■ **SET PROBLEM**: Your task is to print, exactly and only, the lines from the start of the entries below through the line with "import React from 'react'". Include both ends, but skip the pictures.
------------
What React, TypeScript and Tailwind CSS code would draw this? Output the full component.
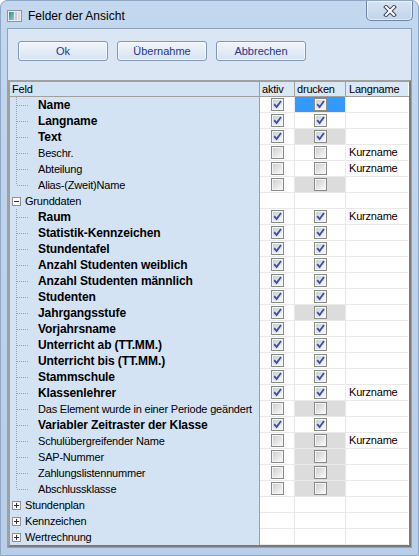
import React from 'react'

type Row = {
  label: string
  kind: 'child' | 'group'
  bold?: boolean
  last?: boolean
  open?: boolean
  aktiv?: boolean
  drucken?: boolean
  gray?: boolean
  selected?: boolean
  lang?: string
}

const rows: Row[] = [
  { label: 'Name', kind: 'child', bold: true, aktiv: true, drucken: true, selected: true },
  { label: 'Langname', kind: 'child', bold: true, aktiv: true, drucken: true },
  { label: 'Text', kind: 'child', bold: true, aktiv: true, drucken: true, gray: true },
  { label: 'Beschr.', kind: 'child', aktiv: false, drucken: false, lang: 'Kurzname' },
  { label: 'Abteilung', kind: 'child', aktiv: false, drucken: false, lang: 'Kurzname' },
  { label: 'Alias-(Zweit)Name', kind: 'child', last: true, aktiv: false, drucken: false, gray: true },
  { label: 'Grunddaten', kind: 'group', open: true },
  { label: 'Raum', kind: 'child', bold: true, aktiv: true, drucken: true, lang: 'Kurzname' },
  { label: 'Statistik-Kennzeichen', kind: 'child', bold: true, aktiv: true, drucken: true },
  { label: 'Stundentafel', kind: 'child', bold: true, aktiv: true, drucken: true },
  { label: 'Anzahl Studenten weiblich', kind: 'child', bold: true, aktiv: true, drucken: true },
  { label: 'Anzahl Studenten männlich', kind: 'child', bold: true, aktiv: true, drucken: true },
  { label: 'Studenten', kind: 'child', bold: true, aktiv: true, drucken: true },
  { label: 'Jahrgangsstufe', kind: 'child', bold: true, aktiv: true, drucken: true, gray: true },
  { label: 'Vorjahrsname', kind: 'child', bold: true, aktiv: true, drucken: true },
  { label: 'Unterricht ab (TT.MM.)', kind: 'child', bold: true, aktiv: true, drucken: true },
  { label: 'Unterricht bis (TT.MM.)', kind: 'child', bold: true, aktiv: true, drucken: true },
  { label: 'Stammschule', kind: 'child', bold: true, aktiv: true, drucken: true },
  { label: 'Klassenlehrer', kind: 'child', bold: true, aktiv: true, drucken: true, lang: 'Kurzname' },
  { label: 'Das Element wurde in einer Periode geändert', kind: 'child', aktiv: false, drucken: false, gray: true },
  { label: 'Variabler Zeitraster der Klasse', kind: 'child', bold: true, aktiv: true, drucken: true },
  { label: 'Schulübergreifender Name', kind: 'child', aktiv: false, drucken: false, gray: true, lang: 'Kurzname' },
  { label: 'SAP-Nummer', kind: 'child', aktiv: false, drucken: false, gray: true },
  { label: 'Zahlungslistennummer', kind: 'child', aktiv: false, drucken: false, gray: true },
  { label: 'Abschlussklasse', kind: 'child', last: true, aktiv: false, drucken: false, gray: true },
  { label: 'Stundenplan', kind: 'group' },
  { label: 'Kennzeichen', kind: 'group' },
  { label: 'Wertrechnung', kind: 'group' },
]

function CheckBox({ on }: { on: boolean }) {
  return (
    <span className="relative flex h-[13px] w-[13px] items-center justify-center border border-[#8a8a8a] bg-[#f4f4f4]">
      <span className="h-[9px] w-[9px] bg-linear-to-br from-[#cfcfcf] to-[#f8f8f8]" />
      {on && (
        <svg width="11" height="11" viewBox="0 0 11 11" className="absolute left-0 top-0">
          <path d="M2.2 5.2 L4.6 8 L9 2" fill="none" stroke="#3550a8" strokeWidth="1.8" />
        </svg>
      )}
    </span>
  )
}

function TreeLines({ last }: { last?: boolean }) {
  return (
    <svg width="28" height="16" className="shrink-0">
      <line x1="6.5" y1="0" x2="6.5" y2={last ? 8 : 16} stroke="#a0a0a0" strokeDasharray="1 1" />
      <line x1="7" y1="8.5" x2="19" y2="8.5" stroke="#a0a0a0" strokeDasharray="1 1" />
    </svg>
  )
}

function Expander({ open }: { open?: boolean }) {
  return (
    <svg width="15" height="16" className="shrink-0">
      <rect x="2.5" y="4.5" width="8" height="8" fill="#fbfbfb" stroke="#919191" />
      <line x1="4" y1="8.5" x2="9" y2="8.5" stroke="#333" />
      {!open && <line x1="6.5" y1="6" x2="6.5" y2="11" stroke="#333" />}
    </svg>
  )
}

function GridRow({ row }: { row: Row }) {
  const hasBoxes = row.aktiv !== undefined
  return (
    <div className="flex h-[16px]">
      <div className="flex w-[250px] items-center border-r border-[#a0a0a0] bg-[#d4e3f3]">
        {row.kind === 'child' ? <TreeLines last={row.last} /> : <Expander open={row.open} />}
        <span
          className={
            row.bold
              ? 'whitespace-nowrap text-[12px] font-bold tracking-[-0.1px] text-black'
              : 'whitespace-nowrap text-[11px] tracking-[-0.2px] text-black'
          }
        >
          {row.label}
        </span>
      </div>
      <div className="flex w-[35px] items-center justify-center border-r border-b border-[#e9e9e9] bg-white">
        {hasBoxes && <CheckBox on={!!row.aktiv} />}
      </div>
      <div
        className={
          'flex w-[51px] items-center justify-center border-r border-b border-[#e9e9e9] ' +
          (row.selected ? 'bg-[#3399ff]' : row.gray ? 'bg-[#dcdcdc]' : 'bg-white')
        }
      >
        {hasBoxes && <CheckBox on={!!row.drucken} />}
      </div>
      <div className="flex w-[62px] items-center border-b border-[#e9e9e9] bg-white pl-[3px] text-[11px] tracking-[-0.2px] text-black">
        {row.lang}
      </div>
    </div>
  )
}

function WinButton({ label }: { label: string }) {
  return (
    <button className="flex h-[20px] w-[90px] items-center justify-center rounded-[3px] border border-[#8296b6] bg-linear-to-b from-[#f1f5fb] to-[#d7e3f2] text-[11px] text-[#22378c] shadow-[inset_0_0_0_1px_rgba(255,255,255,0.6)]">
      {label}
    </button>
  )
}

export default function App() {
  return (
    <div className="h-[556px] w-[419px] overflow-hidden rounded-t-[7px] border border-[#8fa7c5] bg-linear-to-b from-[#c3d7ee] via-[#bcd2eb] to-[#b8cee9] font-['Liberation_Sans',Arial,sans-serif]">
      {/* Title bar */}
      <div className="flex h-[27px] items-center">
        <svg width="15" height="12" className="ml-[6px] mt-[3px] shrink-0">
          <defs>
            <linearGradient id="ic" x1="0" y1="0" x2="1" y2="1">
              <stop offset="0" stopColor="#2b8f7c" />
              <stop offset="1" stopColor="#8fc8ec" />
            </linearGradient>
          </defs>
          <rect x="0.5" y="0.5" width="14" height="11" fill="#e9ecef" stroke="#8c96a2" />
          <rect x="2" y="2" width="5" height="8" fill="url(#ic)" />
          <rect x="8" y="2" width="2" height="8" fill="#c5cbd2" />
          <rect x="11" y="2" width="2" height="8" fill="#d8dde2" />
        </svg>
        <span className="ml-[6px] mt-[3px] text-[12px] text-black">Felder der Ansicht</span>
        <div className="ml-auto mr-[5px] flex h-[20px] w-[47px] self-start items-center justify-center rounded-b-[5px] border border-t-0 border-[#6f85a5] bg-linear-to-b from-[#d6e3f2] to-[#c2d4ea] shadow-[inset_0_0_0_1px_rgba(255,255,255,0.5)]">
          <svg width="14" height="12" viewBox="0 0 14 12">
            <path d="M3 2 L11 10 M11 2 L3 10" stroke="#3d4a5c" strokeWidth="4" strokeLinecap="square" />
            <path d="M3 2 L11 10 M11 2 L3 10" stroke="#ffffff" strokeWidth="2" strokeLinecap="square" />
          </svg>
        </div>
      </div>

      {/* Client area */}
      <div className="mx-[6px] flex h-[520px] flex-col border border-[#8ca3c0] bg-[#dae6f4]">
        <div className="flex gap-[9px] pl-[10px] pt-[12px]">
          <WinButton label="Ok" />
          <WinButton label="Übernahme" />
          <WinButton label="Abbrechen" />
        </div>

        <div className="mt-[19px] border-2 border-t-[#a0a0a0] border-l-[#a0a0a0] border-r-[#7a7a7a] border-b-[#7a7a7a] bg-white">
          {/* header */}
          <div className="flex h-[15px] border-b border-[#a0a0a0] text-[11px] tracking-[-0.2px] text-black">
            <div className="flex w-[250px] items-center border-r border-[#a0a0a0] bg-[#d4e3f3] pl-[2px]">Feld</div>
            <div className="flex w-[35px] items-center border-r border-[#a0a0a0] bg-[#dae7f5] pl-[2px]">aktiv</div>
            <div className="flex w-[51px] items-center border-r border-[#a0a0a0] bg-[#dae7f5] pl-[2px]">drucken</div>
            <div className="flex w-[62px] items-center bg-[#dae7f5] pl-[3px]">Langname</div>
          </div>
          {rows.map((r) => (
            <GridRow key={r.label} row={r} />
          ))}
        </div>
      </div>
    </div>
  )
}
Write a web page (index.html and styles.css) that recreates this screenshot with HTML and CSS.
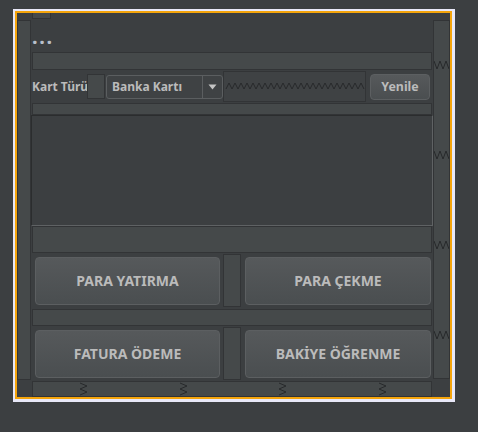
------------
■ **THE REPLY**:
What React, TypeScript and Tailwind CSS code would draw this? Output the full component.
import React from 'react'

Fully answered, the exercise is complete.